4. Dynamic Performance Tests
4.1 Rolling Contact Quality Inspection
- Gear Machining and Testing: The HRH gears with the specified parameters are machined and then tested on a Y9550 type rolling inspection machine. Red lead powder is evenly applied to the tooth surfaces.
- Contact Spot Analysis: The contact spots formed on the tooth surfaces after rolling inspection show that the convex surface contact area of the wheel is located in the middle of the tooth surface near the small end, without edge contact. The size and position of the contact spots are ideal and are generally consistent with the contact spots obtained from the motion simulation, verifying the correctness of the modification method and simulation results.
4.2 Vibration Performance Tests
- Test Setup: A test bench is set up consisting of a drive motor, torque sensor, HRH gearbox, and magnetic powder loader. Torque sensors are connected to the input and output ends of the gearbox to measure speed, torque, and power. The vibration acceleration signals of 1 (vertical x), 2 (axial z), and 3 (horizontal y) channels can be monitored during the operation of the HRH reducer.
- Test Results and Analysis:
- Vibration Spectrum at Different Loads: At an input speed of 1410 r/min and different wheel loads (50 N·m and 200 N·m), the vibration acceleration amplitude – frequency characteristics of each channel are analyzed. The hypoid gear meshing frequency and its multiples are clearly visible in all three channels, along with the shaft frequency signals, indicating the presence of tooth pitch errors or shaft misalignment. The vibration acceleration amplitude is largest at the 2nd harmonic of the meshing frequency.
- Effect of Load on Vibration: Comparing the two load conditions, it is found that as the load increases, the vibration amplitude decreases. This is because the tooth stiffness and actual overlap degree increase with the load, reducing the dynamic excitation of the teeth.

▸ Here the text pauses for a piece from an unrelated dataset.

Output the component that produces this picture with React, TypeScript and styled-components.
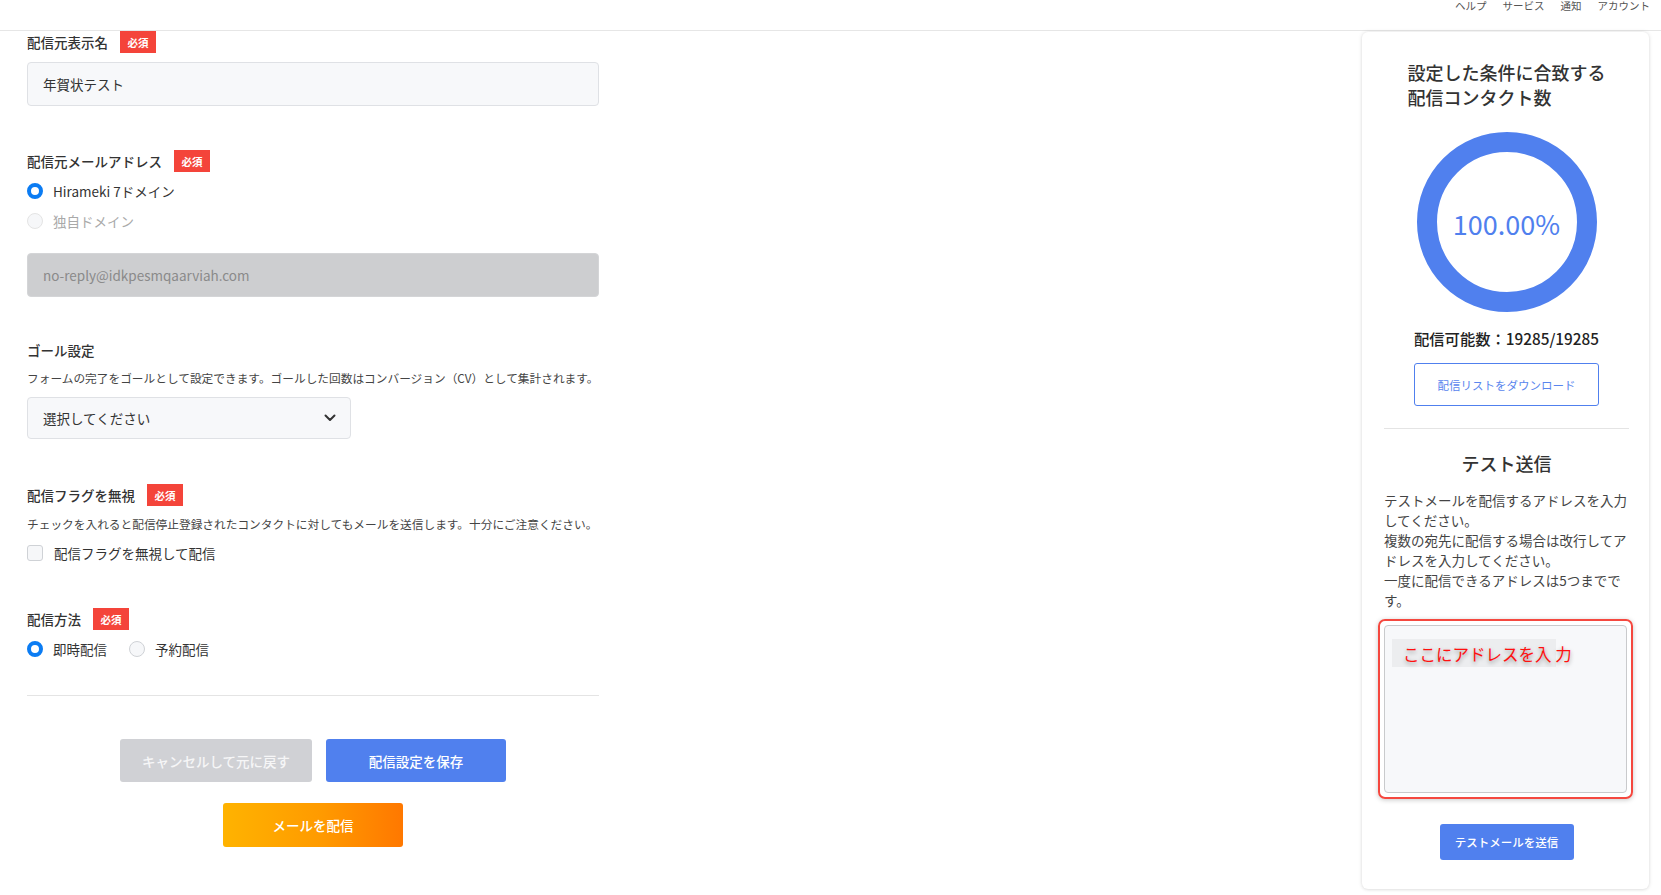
import React from "react";
import styled, { createGlobalStyle } from "styled-components";

const GlobalStyle = createGlobalStyle`
  html, body { margin: 0; padding: 0; background: #ffffff; }
  body {
    font-family: "Noto Sans CJK JP", "Noto Sans", sans-serif;
    color: #333333;
    -webkit-font-smoothing: antialiased;
  }
  * { box-sizing: border-box; }
`;

const Page = styled.div`
  width: 1661px;
  min-height: 895px;
  display: flex;
  flex-direction: column;
`;

const TopBar = styled.header`
  height: 31px;
  border-bottom: 1px solid #e6e6e6;
  display: flex;
  justify-content: flex-end;
  align-items: flex-start;
  gap: 16px;
  padding-right: 11px;
`;

const NavItem = styled.span`
  font-size: 10.5px;
  line-height: 12px;
  color: #555555;
`;

const Body = styled.div`
  display: flex;
  justify-content: space-between;
  align-items: flex-start;
  padding: 0 12px 0 27px;
`;

const FormColumn = styled.main`
  width: 572px;
  display: flex;
  flex-direction: column;
`;

const Group = styled.section<{ $mt: number }>`
  display: flex;
  flex-direction: column;
  margin-top: ${(p) => p.$mt}px;
`;

const LabelRow = styled.div`
  display: flex;
  align-items: center;
  height: 22px;
  gap: 12px;
`;

const Label = styled.span`
  font-size: 13.5px;
  font-weight: 500;
  color: #333333;
  line-height: 22px;
`;

const Badge = styled.span`
  width: 36px;
  height: 22px;
  background: #f4443a;
  color: #ffffff;
  font-size: 10.5px;
  font-weight: 700;
  display: inline-flex;
  align-items: center;
  justify-content: center;
`;

const TextInput = styled.input<{ $mt: number }>`
  margin-top: ${(p) => p.$mt}px;
  width: 100%;
  height: 44px;
  padding: 0 15px;
  border: 1px solid #dfe1e5;
  border-radius: 4px;
  background: #f7f8fa;
  font-family: inherit;
  font-size: 13.5px;
  color: #333333;
  outline: none;
  &:disabled {
    background: #cdced0;
    border-color: #d4d5d7;
    color: #8a8a8a;
  }
`;

const Description = styled.p<{ $mt: number }>`
  margin: ${(p) => p.$mt}px 0 0;
  font-size: 11.7px;
  line-height: 18px;
  color: #444444;
  white-space: nowrap;
`;

const OptionRow = styled.div<{ $mt: number }>`
  display: flex;
  align-items: center;
  height: 22px;
  margin-top: ${(p) => p.$mt}px;
  gap: 22px;
`;

const Option = styled.label<{ $disabled?: boolean }>`
  display: inline-flex;
  align-items: center;
  gap: 10px;
  font-size: 13.5px;
  color: ${(p) => (p.$disabled ? "#a9a9a9" : "#333333")};
`;

const Radio = styled.span<{ $checked?: boolean; $disabled?: boolean }>`
  width: 16px;
  height: 16px;
  border-radius: 50%;
  flex: none;
  background: #ffffff;
  border: ${(p) =>
    p.$checked ? "4px solid #0b7cf3" : p.$disabled ? "1px solid #e4e4e4" : "1px solid #cfd2d6"};
  ${(p) => (!p.$checked ? "background: #f6f7f9;" : "")}
`;

const Checkbox = styled.span`
  width: 16px;
  height: 16px;
  flex: none;
  border-radius: 3px;
  border: 1px solid #cfd2d6;
  background: #f6f7f9;
  margin-right: 1px;
`;

const SelectBox = styled.div<{ $mt: number }>`
  margin-top: ${(p) => p.$mt}px;
  width: 324px;
  height: 42px;
  border: 1px solid #dfe1e5;
  border-radius: 4px;
  background: #f7f8fa;
  display: flex;
  align-items: center;
  justify-content: space-between;
  padding: 0 14px 0 15px;
  font-size: 13.5px;
  color: #333333;
`;

const Divider = styled.hr<{ $mt: number }>`
  margin: ${(p) => p.$mt}px 0 0;
  border: none;
  border-top: 1px solid #e4e4e4;
  width: 100%;
`;

const ButtonRow = styled.div<{ $mt: number }>`
  display: flex;
  justify-content: center;
  gap: 14px;
  margin-top: ${(p) => p.$mt}px;
`;

const ActionButton = styled.button<{ $variant: "cancel" | "save" | "send"; $w: number; $h: number }>`
  width: ${(p) => p.$w}px;
  height: ${(p) => p.$h}px;
  border: none;
  border-radius: 3px;
  font-family: inherit;
  font-size: 13.5px;
  font-weight: 500;
  color: ${(p) => (p.$variant === "cancel" ? "#f6f6f7" : "#ffffff")};
  background: ${(p) =>
    p.$variant === "cancel"
      ? "#d0d1d5"
      : p.$variant === "save"
      ? "#5080ee"
      : "linear-gradient(90deg, #ffb300 0%, #ff9a00 55%, #ff7800 100%)"};
`;

const SideCard = styled.aside`
  width: 287px;
  margin-top: 1px;
  background: #ffffff;
  border-radius: 6px;
  box-shadow: 0 0 4px rgba(0, 0, 0, 0.12), 0 1px 3px rgba(0, 0, 0, 0.06);
  padding: 28px 20px 29px 22px;
  display: flex;
  flex-direction: column;
  align-items: center;
`;

const CardTitle = styled.h2`
  margin: 0;
  font-size: 18px;
  font-weight: 500;
  line-height: 25px;
  color: #333333;
  text-align: left;
  width: fit-content;
`;

const DonutWrap = styled.div`
  position: relative;
  width: 180px;
  height: 180px;
  margin-top: 22px;
`;

const DonutLabel = styled.div`
  position: absolute;
  inset: 0;
  display: flex;
  align-items: center;
  justify-content: center;
  font-size: 27px;
  color: #5080ee;
  padding-top: 2px;
`;

const CountText = styled.div`
  margin-top: 14px;
  font-size: 15.3px;
  font-weight: 500;
  line-height: 24px;
  color: #222222;
`;

const OutlineButton = styled.button`
  margin-top: 13px;
  width: 185px;
  height: 43px;
  border: 1px solid #5080ee;
  border-radius: 3px;
  background: #ffffff;
  color: #5a86ee;
  font-family: inherit;
  font-size: 11.5px;
`;

const CardDivider = styled.hr`
  margin: 22px 0 0;
  width: 100%;
  border: none;
  border-top: 1px solid #e4e4e4;
`;

const SubTitle = styled.h3`
  margin: 21px 0 0;
  font-size: 18px;
  font-weight: 500;
  line-height: 26px;
  color: #333333;
`;

const Paragraph = styled.p`
  margin: 14px 0 0;
  width: 100%;
  font-size: 13.5px;
  line-height: 20px;
  color: #444444;
`;

const HighlightFrame = styled.div`
  position: relative;
  margin-top: 9px;
  width: calc(100% + 10px);
  align-self: stretch;
  margin-left: -6px;
  padding: 4px;
  border: 2px solid #f5483f;
  border-radius: 7px;
  box-shadow: 0 1px 5px rgba(0, 0, 0, 0.22);
`;

const AddressArea = styled.textarea`
  display: block;
  width: 100%;
  height: 168px;
  border: 1px solid #c9cacc;
  border-radius: 4px;
  background: #f7f8fa;
  resize: none;
  outline: none;
  font-family: inherit;
  font-size: 13px;
`;

const Annotation = styled.span`
  position: absolute;
  left: 12px;
  top: 18px;
  width: 164px;
  height: 28px;
  padding-left: 11px;
  background: rgba(0, 0, 0, 0.045);
  color: #ff1010;
  font-size: 16.5px;
  line-height: 30px;
  white-space: nowrap;
  text-shadow: 0 2px 4px rgba(0, 0, 0, 0.4);
  pointer-events: none;
`;

const SendTestButton = styled.button`
  margin-top: 25px;
  width: 134px;
  height: 36px;
  border: none;
  border-radius: 3px;
  background: #5080ee;
  color: #ffffff;
  font-family: inherit;
  font-size: 11.5px;
  font-weight: 500;
`;

const Chevron = () => (
  <svg width="12" height="8" viewBox="0 0 12 8" aria-hidden>
    <path d="M1.5 1.5 L6 6 L10.5 1.5" fill="none" stroke="#333" strokeWidth="2" strokeLinecap="round" strokeLinejoin="round" />
  </svg>
);

const Donut = () => (
  <svg width="180" height="180" viewBox="0 0 180 180" aria-hidden>
    <circle cx="90" cy="90" r="80" fill="none" stroke="#5080ee" strokeWidth="20" />
  </svg>
);

export default function App() {
  return (
    <>
      <GlobalStyle />
      <Page>
        <TopBar>
          <NavItem>ヘルプ</NavItem>
          <NavItem>サービス</NavItem>
          <NavItem>通知</NavItem>
          <NavItem>アカウント</NavItem>
        </TopBar>
        <Body>
          <FormColumn>
            <Group $mt={0}>
              <LabelRow>
                <Label>配信元表示名</Label>
                <Badge>必須</Badge>
              </LabelRow>
              <TextInput $mt={9} defaultValue="年賀状テスト" />
            </Group>

            <Group $mt={44}>
              <LabelRow>
                <Label>配信元メールアドレス</Label>
                <Badge>必須</Badge>
              </LabelRow>
              <OptionRow $mt={8}>
                <Option>
                  <Radio $checked />
                  Hirameki 7ドメイン
                </Option>
              </OptionRow>
              <OptionRow $mt={8}>
                <Option $disabled>
                  <Radio $disabled />
                  独自ドメイン
                </Option>
              </OptionRow>
              <TextInput $mt={21} disabled defaultValue="no-reply@idkpesmqaarviah.com" />
            </Group>

            <Group $mt={42}>
              <LabelRow>
                <Label>ゴール設定</Label>
              </LabelRow>
              <Description $mt={8}>
                フォームの完了をゴールとして設定できます。ゴールした回数はコンバージョン（CV）として集計されます。
              </Description>
              <SelectBox $mt={10}>
                <span>選択してください</span>
                <Chevron />
              </SelectBox>
            </Group>

            <Group $mt={45}>
              <LabelRow>
                <Label>配信フラグを無視</Label>
                <Badge>必須</Badge>
              </LabelRow>
              <Description $mt={9}>
                チェックを入れると配信停止登録されたコンタクトに対してもメールを送信します。十分にご注意ください。
              </Description>
              <OptionRow $mt={9}>
                <Option>
                  <Checkbox />
                  配信フラグを無視して配信
                </Option>
              </OptionRow>
            </Group>

            <Group $mt={44}>
              <LabelRow>
                <Label>配信方法</Label>
                <Badge>必須</Badge>
              </LabelRow>
              <OptionRow $mt={8}>
                <Option>
                  <Radio $checked />
                  即時配信
                </Option>
                <Option>
                  <Radio />
                  予約配信
                </Option>
              </OptionRow>
            </Group>

            <Divider $mt={35} />

            <ButtonRow $mt={43}>
              <ActionButton $variant="cancel" $w={192} $h={43}>
                キャンセルして元に戻す
              </ActionButton>
              <ActionButton $variant="save" $w={180} $h={43}>
                配信設定を保存
              </ActionButton>
            </ButtonRow>
            <ButtonRow $mt={21}>
              <ActionButton $variant="send" $w={180} $h={44}>
                メールを配信
              </ActionButton>
            </ButtonRow>
          </FormColumn>

          <SideCard>
            <CardTitle>
              設定した条件に合致する
              <br />
              配信コンタクト数
            </CardTitle>
            <DonutWrap>
              <Donut />
              <DonutLabel>100.00%</DonutLabel>
            </DonutWrap>
            <CountText>配信可能数：19285/19285</CountText>
            <OutlineButton>配信リストをダウンロード</OutlineButton>
            <CardDivider />
            <SubTitle>テスト送信</SubTitle>
            <Paragraph>
              テストメールを配信するアドレスを入力してください。
              <br />
              複数の宛先に配信する場合は改行してアドレスを入力してください。
              <br />
              一度に配信できるアドレスは5つまでです。
            </Paragraph>
            <HighlightFrame>
              <AddressArea />
              <Annotation>ここにアドレスを入 力</Annotation>
            </HighlightFrame>
            <SendTestButton>テストメールを送信</SendTestButton>
          </SideCard>
        </Body>
      </Page>
    </>
  );
}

- Effect of Speed on Vibration: Analyzing the vertical channel vibration acceleration amplitude at different speeds and loads shows that as the speed increases, the hypoid gear vibration acceleration harmonic intensity increases. The strongest vibration signal band is between 100 – 200 Hz, where the meshing main frequencies of all three speeds are located, indicating that the natural frequency has a significant impact on the vibration amplitude.
5. Conclusions
Considerations for Design: In the design of hypoid gear, especially those with a small number of teeth, the potential for shaft frequency modulation with the main frequency due to low safety margins should be considered. Overall, the research provides valuable insights and methods for the design and manufacturing of high – quality hypoid gear.
Improved Contact and Performance: The proposed method of wheel tool modification and pinion general hobbing for hypoid gear effectively addresses the issues of insufficient wheel tooth profile curvature and high twist of the pinion tooth surface. The Ease – off modification achieves point – contact tooth surfaces, improving the contact characteristics and dynamic performance of hypoid gear.
Validated by Tests: The 3D motion simulation and dynamic performance tests confirm the effectiveness of the modification method. The contact area of the modified tooth surface is consistent with the actual contact spots, and the vibration performance tests show that hypoid gear has good meshing transmission performance and stable meshing quality.